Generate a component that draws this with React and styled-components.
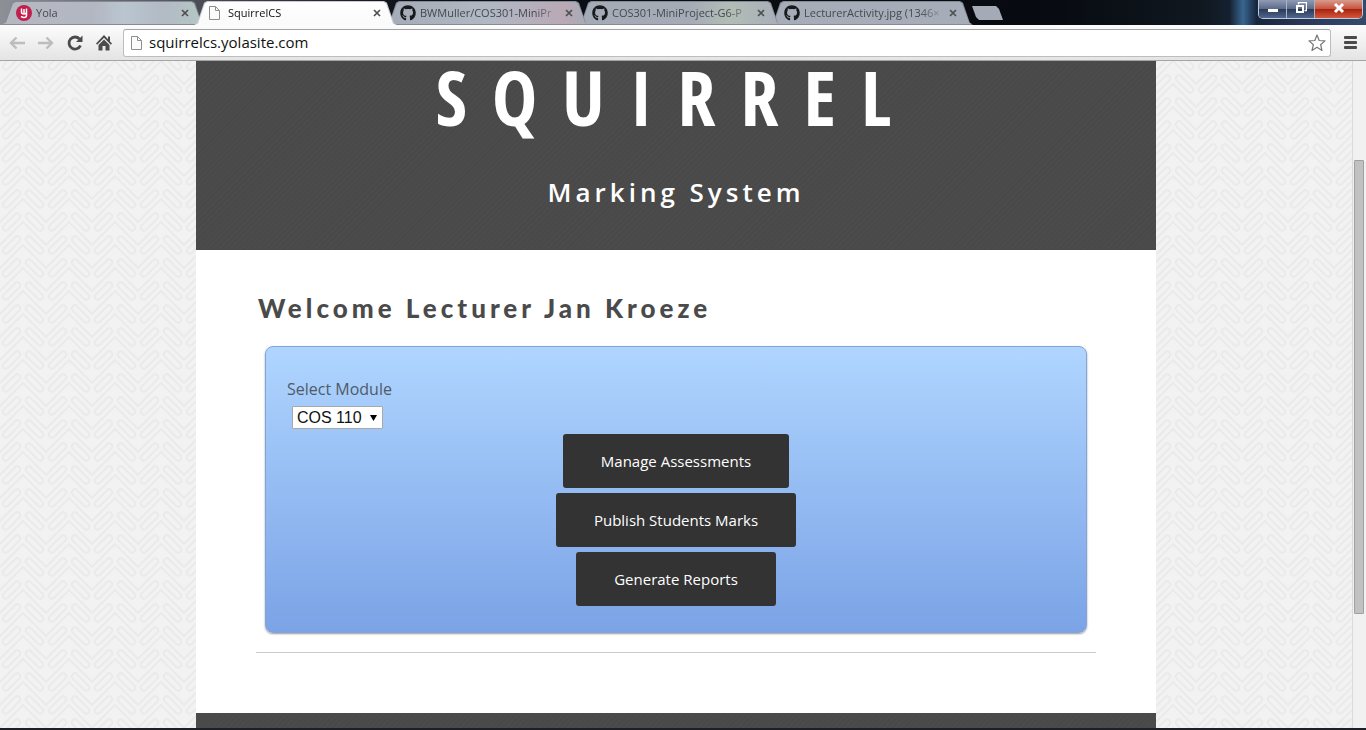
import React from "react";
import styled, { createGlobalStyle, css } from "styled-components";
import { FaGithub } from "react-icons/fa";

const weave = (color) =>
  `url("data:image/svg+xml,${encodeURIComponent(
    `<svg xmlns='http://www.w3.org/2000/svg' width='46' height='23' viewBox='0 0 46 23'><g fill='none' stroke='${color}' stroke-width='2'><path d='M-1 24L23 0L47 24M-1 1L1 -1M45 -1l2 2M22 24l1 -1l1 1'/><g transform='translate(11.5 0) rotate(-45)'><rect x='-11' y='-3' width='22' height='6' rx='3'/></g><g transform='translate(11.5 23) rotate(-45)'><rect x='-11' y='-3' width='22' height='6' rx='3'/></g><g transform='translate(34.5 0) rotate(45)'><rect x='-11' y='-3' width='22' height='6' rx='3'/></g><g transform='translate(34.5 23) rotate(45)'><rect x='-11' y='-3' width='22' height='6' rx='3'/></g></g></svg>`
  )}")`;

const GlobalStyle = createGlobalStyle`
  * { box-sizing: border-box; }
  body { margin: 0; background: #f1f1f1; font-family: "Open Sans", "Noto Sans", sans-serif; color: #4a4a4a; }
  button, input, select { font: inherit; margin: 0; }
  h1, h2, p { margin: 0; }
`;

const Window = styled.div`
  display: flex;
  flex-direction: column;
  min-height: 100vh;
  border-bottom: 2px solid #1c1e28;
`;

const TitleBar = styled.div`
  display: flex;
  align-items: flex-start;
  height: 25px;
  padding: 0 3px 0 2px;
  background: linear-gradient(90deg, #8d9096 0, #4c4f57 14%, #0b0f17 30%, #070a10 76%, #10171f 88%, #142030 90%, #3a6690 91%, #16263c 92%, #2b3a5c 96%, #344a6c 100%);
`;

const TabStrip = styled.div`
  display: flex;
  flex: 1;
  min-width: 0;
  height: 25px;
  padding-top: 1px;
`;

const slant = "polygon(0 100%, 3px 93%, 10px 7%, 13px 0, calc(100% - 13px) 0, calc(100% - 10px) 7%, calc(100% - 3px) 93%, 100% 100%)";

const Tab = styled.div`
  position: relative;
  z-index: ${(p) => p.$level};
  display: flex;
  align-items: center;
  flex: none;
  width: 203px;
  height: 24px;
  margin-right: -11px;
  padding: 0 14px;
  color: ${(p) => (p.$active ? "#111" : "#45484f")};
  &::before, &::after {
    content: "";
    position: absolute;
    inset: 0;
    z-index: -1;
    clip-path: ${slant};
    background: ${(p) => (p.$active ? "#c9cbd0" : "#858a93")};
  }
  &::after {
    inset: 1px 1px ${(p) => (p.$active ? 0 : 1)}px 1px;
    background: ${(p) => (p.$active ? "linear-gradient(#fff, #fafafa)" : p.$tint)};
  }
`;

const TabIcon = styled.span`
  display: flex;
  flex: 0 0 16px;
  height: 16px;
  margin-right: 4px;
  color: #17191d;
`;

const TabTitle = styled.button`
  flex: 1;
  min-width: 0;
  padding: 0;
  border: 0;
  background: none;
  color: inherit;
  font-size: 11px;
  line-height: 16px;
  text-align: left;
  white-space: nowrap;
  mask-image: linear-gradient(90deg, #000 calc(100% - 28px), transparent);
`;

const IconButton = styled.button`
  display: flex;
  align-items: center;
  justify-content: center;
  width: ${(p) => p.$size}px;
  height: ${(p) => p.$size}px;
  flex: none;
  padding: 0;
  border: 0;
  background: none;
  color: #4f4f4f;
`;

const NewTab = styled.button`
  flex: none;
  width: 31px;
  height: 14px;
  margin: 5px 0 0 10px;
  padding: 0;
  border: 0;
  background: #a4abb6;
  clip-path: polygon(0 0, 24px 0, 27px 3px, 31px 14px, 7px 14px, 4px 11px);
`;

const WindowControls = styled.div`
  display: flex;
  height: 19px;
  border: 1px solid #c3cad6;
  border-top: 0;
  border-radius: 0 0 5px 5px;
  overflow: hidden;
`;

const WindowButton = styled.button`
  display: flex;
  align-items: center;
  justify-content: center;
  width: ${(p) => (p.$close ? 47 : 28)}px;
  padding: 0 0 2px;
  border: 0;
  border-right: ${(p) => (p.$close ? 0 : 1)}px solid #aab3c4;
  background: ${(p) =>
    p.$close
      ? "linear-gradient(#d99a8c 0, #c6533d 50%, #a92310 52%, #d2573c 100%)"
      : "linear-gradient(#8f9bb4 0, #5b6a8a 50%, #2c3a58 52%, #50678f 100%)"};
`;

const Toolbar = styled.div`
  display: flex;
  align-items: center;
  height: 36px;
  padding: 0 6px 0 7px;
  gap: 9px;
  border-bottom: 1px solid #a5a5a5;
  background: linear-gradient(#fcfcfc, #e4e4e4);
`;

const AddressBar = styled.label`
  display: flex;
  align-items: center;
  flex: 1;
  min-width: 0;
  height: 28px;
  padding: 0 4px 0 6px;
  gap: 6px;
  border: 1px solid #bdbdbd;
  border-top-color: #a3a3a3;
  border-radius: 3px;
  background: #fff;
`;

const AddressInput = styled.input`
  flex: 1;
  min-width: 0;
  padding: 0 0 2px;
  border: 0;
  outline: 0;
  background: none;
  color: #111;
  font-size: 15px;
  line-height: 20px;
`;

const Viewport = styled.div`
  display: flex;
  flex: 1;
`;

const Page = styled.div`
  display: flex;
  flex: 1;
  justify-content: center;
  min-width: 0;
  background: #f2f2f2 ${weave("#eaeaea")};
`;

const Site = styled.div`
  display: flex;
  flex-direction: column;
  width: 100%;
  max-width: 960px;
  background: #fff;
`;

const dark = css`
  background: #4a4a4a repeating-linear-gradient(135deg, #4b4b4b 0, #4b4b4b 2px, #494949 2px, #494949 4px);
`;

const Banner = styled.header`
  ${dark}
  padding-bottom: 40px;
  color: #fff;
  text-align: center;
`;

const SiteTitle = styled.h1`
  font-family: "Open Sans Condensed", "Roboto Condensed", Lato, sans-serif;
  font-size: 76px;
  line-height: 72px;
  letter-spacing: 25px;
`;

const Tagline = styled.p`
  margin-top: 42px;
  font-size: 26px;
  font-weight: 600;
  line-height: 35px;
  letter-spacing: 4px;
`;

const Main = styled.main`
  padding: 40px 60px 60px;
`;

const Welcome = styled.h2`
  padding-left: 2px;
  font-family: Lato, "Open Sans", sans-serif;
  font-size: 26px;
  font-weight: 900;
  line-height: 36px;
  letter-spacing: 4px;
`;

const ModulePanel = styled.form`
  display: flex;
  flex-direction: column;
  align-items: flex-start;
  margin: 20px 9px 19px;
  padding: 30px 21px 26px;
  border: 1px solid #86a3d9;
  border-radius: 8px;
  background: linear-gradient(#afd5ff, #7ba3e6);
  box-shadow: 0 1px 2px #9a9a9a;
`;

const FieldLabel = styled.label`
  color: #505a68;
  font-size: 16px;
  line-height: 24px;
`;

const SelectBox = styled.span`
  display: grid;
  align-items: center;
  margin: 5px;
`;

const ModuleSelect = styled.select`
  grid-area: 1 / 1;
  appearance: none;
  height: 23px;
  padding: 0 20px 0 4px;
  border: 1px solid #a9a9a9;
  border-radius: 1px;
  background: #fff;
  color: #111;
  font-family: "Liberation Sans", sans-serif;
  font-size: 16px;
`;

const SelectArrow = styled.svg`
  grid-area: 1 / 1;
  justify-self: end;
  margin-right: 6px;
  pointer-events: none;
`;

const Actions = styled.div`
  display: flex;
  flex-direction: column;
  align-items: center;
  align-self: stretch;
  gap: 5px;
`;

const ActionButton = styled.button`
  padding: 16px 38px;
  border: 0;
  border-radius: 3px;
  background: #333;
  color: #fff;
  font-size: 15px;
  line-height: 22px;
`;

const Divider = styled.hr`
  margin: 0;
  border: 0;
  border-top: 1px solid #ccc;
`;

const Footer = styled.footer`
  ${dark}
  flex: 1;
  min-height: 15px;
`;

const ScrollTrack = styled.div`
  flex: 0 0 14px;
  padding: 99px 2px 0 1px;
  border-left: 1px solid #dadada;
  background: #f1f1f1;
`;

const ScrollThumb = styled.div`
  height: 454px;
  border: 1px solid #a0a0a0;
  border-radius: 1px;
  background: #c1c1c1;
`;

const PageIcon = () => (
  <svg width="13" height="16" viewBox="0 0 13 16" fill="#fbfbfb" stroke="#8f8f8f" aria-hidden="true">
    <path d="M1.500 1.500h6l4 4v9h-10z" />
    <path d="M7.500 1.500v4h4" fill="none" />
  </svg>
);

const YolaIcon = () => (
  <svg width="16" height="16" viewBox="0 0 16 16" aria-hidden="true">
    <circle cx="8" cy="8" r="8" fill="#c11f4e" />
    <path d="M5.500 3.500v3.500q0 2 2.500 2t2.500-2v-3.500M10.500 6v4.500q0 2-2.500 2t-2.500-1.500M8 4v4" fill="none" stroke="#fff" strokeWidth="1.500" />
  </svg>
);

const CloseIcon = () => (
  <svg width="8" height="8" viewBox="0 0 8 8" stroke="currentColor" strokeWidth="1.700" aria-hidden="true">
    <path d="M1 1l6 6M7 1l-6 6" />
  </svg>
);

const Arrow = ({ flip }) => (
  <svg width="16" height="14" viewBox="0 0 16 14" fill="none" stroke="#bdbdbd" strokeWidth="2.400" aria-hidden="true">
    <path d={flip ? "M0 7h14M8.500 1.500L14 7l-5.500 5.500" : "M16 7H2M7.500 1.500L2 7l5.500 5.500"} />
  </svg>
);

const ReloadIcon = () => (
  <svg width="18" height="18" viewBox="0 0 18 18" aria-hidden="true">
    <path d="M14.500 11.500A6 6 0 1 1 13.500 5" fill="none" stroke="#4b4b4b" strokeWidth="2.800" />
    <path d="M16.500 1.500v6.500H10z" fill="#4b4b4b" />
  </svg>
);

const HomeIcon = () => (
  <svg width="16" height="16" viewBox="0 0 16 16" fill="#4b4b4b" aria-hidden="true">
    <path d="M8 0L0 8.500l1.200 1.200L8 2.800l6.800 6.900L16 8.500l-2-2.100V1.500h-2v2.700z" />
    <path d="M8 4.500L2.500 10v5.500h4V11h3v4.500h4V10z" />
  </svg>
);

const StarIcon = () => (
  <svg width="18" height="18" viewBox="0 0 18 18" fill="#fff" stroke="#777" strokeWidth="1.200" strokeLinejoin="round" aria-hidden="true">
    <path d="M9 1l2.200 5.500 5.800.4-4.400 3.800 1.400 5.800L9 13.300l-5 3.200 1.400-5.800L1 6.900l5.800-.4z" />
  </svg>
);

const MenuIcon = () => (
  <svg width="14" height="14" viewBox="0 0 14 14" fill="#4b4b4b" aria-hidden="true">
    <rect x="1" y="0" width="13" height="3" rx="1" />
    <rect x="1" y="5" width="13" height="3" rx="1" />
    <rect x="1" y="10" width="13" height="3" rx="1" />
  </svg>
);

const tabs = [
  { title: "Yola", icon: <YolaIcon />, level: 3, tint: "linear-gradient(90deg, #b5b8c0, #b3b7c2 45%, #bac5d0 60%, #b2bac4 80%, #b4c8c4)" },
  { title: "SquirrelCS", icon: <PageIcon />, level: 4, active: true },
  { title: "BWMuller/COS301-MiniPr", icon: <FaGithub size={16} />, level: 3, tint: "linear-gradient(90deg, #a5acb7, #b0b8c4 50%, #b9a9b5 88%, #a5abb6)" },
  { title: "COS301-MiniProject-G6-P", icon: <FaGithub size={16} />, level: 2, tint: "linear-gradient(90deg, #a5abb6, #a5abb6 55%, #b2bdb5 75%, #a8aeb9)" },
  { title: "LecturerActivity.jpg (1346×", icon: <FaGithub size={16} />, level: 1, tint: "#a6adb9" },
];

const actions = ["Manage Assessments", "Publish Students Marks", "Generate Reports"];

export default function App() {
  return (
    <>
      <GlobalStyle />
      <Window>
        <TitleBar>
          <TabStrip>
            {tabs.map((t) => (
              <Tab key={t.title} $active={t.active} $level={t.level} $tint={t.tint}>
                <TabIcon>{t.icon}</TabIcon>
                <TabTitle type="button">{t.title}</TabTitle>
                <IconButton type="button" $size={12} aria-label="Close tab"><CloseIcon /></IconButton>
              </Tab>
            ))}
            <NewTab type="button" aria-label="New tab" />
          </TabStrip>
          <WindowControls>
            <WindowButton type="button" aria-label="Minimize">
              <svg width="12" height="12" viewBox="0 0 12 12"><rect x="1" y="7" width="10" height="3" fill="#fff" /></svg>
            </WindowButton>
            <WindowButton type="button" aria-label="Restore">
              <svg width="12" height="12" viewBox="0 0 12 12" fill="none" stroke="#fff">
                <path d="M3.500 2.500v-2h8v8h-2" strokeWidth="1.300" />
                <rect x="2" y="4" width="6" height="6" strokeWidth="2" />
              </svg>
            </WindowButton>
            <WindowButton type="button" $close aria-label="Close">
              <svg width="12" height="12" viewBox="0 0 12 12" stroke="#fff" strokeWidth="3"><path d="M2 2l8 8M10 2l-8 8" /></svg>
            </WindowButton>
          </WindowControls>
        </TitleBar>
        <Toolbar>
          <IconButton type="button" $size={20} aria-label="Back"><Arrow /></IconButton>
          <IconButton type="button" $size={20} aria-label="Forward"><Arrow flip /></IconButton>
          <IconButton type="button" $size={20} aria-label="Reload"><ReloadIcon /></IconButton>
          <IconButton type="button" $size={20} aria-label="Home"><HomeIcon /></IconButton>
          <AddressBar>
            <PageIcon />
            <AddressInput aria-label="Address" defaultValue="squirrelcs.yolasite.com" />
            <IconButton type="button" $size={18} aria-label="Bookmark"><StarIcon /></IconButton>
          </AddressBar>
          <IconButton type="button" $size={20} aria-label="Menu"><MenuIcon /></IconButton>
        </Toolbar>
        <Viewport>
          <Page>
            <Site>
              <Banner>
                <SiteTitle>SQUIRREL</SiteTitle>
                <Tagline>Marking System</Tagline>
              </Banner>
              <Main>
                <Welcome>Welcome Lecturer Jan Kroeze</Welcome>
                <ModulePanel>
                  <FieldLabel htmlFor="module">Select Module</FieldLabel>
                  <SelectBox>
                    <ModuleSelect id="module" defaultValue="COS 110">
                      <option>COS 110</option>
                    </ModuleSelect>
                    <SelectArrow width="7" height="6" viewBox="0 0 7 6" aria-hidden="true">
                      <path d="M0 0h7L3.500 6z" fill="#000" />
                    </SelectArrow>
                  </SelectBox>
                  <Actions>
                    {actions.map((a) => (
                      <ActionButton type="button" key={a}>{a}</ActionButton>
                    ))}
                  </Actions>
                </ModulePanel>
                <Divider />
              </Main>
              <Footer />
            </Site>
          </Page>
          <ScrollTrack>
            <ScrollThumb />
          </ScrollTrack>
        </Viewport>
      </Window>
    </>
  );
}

■ What needs to be done
Collect every line above that contains the word "Generate".

■ Output of the exercise
Generate a component that draws this with React and styled-components.
const actions = ["Manage Assessments", "Publish Students Marks", "Generate Reports"];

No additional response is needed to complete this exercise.